The risk of falls among seniors should become an even more important prevention focus for clinicians and discharge planners because of new research that ICD-10 coding shows a 42% increase in falls as a cause of death among those 65 and older between 1999 and 2007.

One subcategory, falls on the same level, which went up 698%, was largely responsible for the overall increase.

The report, from the Johns Hopkins Center for Injury Research and Policy, concludes that the increased death rate is not because more seniors are suffering more serious falls, but because coding for death classification was updated from International Classification of Diseases (ICD) ninth revision to ICD-10 in 1999, which encourages more detail about the underlying cause of death.

The paper is published this month in the journal Public Health Reports.

Since the transition to ICD-10 cause-of-death coding, "There has been increasing attention to educating doctors and medical examiners to let them know there's a correct way to code death, and (in these cases) that there was a fall that led to it," says Susan Baker, a professor with the Johns Hopkins Bloomberg School of Public Health, the author of the report.

"This calls attention to the fact that falls are an extremely important cause of morbidity and mortality in the elderly, and now we're starting to see what the real numbers are. They are far and away the leading cause of death in the elderly."

The greatest increase, her research discovered, was a 698% increase in mortality coding under the category "other falls on the same level," falls that aren't as likely to result in injury as a fall down a flight of stairs, for example. 
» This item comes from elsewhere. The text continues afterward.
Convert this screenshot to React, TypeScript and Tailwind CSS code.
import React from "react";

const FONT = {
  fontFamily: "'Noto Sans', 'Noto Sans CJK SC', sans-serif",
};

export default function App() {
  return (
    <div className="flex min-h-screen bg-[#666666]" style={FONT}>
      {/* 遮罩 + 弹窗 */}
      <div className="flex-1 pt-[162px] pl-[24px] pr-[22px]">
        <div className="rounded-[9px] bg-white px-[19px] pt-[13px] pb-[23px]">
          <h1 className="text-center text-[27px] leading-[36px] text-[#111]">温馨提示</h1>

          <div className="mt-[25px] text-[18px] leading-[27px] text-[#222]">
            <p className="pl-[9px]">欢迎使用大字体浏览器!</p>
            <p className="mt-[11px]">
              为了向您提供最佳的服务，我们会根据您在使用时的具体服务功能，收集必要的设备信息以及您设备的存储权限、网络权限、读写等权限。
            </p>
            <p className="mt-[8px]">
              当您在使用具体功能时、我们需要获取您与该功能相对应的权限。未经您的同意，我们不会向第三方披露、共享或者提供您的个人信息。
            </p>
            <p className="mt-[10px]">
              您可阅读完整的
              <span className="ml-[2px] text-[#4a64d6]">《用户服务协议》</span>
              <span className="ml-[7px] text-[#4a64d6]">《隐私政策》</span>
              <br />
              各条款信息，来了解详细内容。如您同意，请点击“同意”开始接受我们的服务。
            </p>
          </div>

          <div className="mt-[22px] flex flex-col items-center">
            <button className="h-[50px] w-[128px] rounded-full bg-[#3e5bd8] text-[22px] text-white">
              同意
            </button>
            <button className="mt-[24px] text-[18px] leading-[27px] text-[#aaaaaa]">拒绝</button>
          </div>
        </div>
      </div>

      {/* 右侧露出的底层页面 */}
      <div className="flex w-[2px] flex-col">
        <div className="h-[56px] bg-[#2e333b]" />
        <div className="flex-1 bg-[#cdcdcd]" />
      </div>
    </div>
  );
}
In 1999, the first year of ICD-10, only 1.6 people age 65 or older per 100,000 population were said to have died from a fall on the same level. But by 2007, that had jumped to 13 per 100,000.
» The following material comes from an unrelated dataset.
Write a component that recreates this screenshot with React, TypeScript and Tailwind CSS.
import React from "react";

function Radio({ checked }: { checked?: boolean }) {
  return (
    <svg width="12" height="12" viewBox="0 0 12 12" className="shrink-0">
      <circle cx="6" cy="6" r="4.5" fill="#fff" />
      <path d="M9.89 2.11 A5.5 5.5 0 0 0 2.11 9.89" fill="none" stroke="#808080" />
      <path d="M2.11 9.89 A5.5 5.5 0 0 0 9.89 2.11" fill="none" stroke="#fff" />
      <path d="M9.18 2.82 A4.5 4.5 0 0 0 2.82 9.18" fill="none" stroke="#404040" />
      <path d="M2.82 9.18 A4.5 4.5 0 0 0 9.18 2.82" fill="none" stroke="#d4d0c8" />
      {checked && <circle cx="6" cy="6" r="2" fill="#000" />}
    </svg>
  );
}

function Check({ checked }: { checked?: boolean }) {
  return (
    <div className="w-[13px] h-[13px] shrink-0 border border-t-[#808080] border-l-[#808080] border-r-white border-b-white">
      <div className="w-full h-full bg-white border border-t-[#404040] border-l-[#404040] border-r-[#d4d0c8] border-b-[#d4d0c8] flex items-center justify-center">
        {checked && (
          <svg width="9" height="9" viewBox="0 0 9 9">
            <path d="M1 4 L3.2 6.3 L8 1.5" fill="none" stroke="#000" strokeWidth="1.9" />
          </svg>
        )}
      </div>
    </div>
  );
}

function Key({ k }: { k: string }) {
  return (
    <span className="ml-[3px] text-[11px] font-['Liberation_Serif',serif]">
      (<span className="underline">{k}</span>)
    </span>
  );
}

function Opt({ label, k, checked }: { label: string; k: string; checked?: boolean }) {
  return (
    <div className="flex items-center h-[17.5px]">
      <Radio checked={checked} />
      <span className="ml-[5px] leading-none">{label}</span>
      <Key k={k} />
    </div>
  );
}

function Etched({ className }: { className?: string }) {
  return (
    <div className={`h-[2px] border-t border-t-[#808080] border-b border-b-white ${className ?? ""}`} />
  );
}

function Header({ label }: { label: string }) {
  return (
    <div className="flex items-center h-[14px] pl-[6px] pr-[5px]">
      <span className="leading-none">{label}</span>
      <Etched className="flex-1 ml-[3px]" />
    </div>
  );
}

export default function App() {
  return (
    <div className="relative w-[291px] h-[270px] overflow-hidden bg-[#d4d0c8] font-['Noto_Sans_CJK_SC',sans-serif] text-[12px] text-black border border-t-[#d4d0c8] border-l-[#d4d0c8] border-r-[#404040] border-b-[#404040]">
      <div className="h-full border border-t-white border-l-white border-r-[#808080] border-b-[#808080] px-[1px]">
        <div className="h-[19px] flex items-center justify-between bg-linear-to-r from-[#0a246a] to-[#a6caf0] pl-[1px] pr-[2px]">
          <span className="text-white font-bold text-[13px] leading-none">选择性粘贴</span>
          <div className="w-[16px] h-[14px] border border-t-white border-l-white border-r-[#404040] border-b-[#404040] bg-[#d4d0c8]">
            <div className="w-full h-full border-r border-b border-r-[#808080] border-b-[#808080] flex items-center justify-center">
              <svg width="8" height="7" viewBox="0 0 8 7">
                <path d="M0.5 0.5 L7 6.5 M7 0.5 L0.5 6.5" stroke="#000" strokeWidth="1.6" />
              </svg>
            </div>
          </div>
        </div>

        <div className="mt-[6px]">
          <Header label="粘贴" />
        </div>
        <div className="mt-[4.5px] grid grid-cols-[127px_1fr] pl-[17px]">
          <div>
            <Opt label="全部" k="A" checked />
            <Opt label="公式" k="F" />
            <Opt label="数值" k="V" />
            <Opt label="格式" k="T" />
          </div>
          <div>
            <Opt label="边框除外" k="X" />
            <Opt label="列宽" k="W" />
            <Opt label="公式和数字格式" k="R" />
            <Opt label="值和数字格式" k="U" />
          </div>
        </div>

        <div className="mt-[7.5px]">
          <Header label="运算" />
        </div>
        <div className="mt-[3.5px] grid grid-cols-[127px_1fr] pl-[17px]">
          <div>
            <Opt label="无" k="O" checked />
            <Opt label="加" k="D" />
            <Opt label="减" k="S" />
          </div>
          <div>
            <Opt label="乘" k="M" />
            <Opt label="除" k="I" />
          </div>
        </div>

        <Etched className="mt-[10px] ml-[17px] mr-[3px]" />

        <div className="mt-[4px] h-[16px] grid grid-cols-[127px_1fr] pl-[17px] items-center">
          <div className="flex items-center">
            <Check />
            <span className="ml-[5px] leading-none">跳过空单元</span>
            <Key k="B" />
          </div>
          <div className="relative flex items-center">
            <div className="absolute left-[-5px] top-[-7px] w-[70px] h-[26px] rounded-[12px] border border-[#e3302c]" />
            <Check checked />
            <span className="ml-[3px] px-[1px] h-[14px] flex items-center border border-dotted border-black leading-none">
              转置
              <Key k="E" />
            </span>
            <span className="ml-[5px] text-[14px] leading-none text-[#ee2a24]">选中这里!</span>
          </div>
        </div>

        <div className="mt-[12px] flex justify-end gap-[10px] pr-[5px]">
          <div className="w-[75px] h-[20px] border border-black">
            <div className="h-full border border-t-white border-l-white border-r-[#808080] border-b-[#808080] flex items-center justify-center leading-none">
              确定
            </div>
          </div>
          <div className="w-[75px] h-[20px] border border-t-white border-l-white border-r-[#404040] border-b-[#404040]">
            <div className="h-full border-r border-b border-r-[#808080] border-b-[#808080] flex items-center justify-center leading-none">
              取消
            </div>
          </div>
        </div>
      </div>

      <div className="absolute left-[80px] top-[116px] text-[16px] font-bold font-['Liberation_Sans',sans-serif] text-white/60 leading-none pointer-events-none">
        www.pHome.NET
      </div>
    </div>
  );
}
These same-level falls, perhaps resulting after someone loses one's balance, occur more often in the elderly and don't result in injuries that are immediately life threatening.

Instead, they prompt a trip to the doctor or hospital, a diagnosis of a broken or fractured hip, and often complications from surgery or pneumonia weeks or months later.  Before the switch to ICD-10 in 1999, Baker says, physicians signing death certificates were more likely to code such deaths as simply resulting from pneumonia or other complications, and ignore the fall that precipitated it weeks before.

"If death follows a minor injury, such as a rib fracture, it is likely to occur weeks or months later as the result of pneumonia or other complications," the paper said.

The second highest jump in coding was those deaths classified as falls among seniors involving wheelchairs or furniture, which were listed at 2.1 per 100,000 in 1999 but rose to 3 in 2007.  Two other types of falls, such as those attributed to slipping or tripping or falls on or from stairs, fluctuated slightly but in essence, remained the same over 1999-2007.

The long transition to correctly report fall-related deaths is not surprising, Baker notes.  "These things don't happen overnight. When people started wearing seatbelts, a death involving a vehicle collision in which the passenger or driver failed to wear a seatbelt took 30 years to code correctly," after which failure to wear a seatbelt as a cause of death went from 12% to 90%.

Baker says the jump in falls among this population should not only emphasize the importance of accurate coding, but also prompt clinicians to be on a much more attentive lookout for this risk in their patients and take greater precautions. 

"We can try to improve bone health, either with proper diet and vitamins or other treatments. And we can teach people about hazards in the home, the importance of wearing footwear that's not likely to contribute to slips and falls, and improving wheelchairs so they won't move when a person stands up or sits down," she says.

 

The information should also send an important message to building planners and architects, especially as they plan housing for the nation's growing population of seniors. "Some years ago, architects thought it was cute to have one or two steps between the kitchen or living room," which hasn't turned out to be an excellent way to increase the risk of falls.

Baker's report is based on statistics from the Centers for Disease Control and Prevention's National Center for Health Statistics Compressed Mortality File.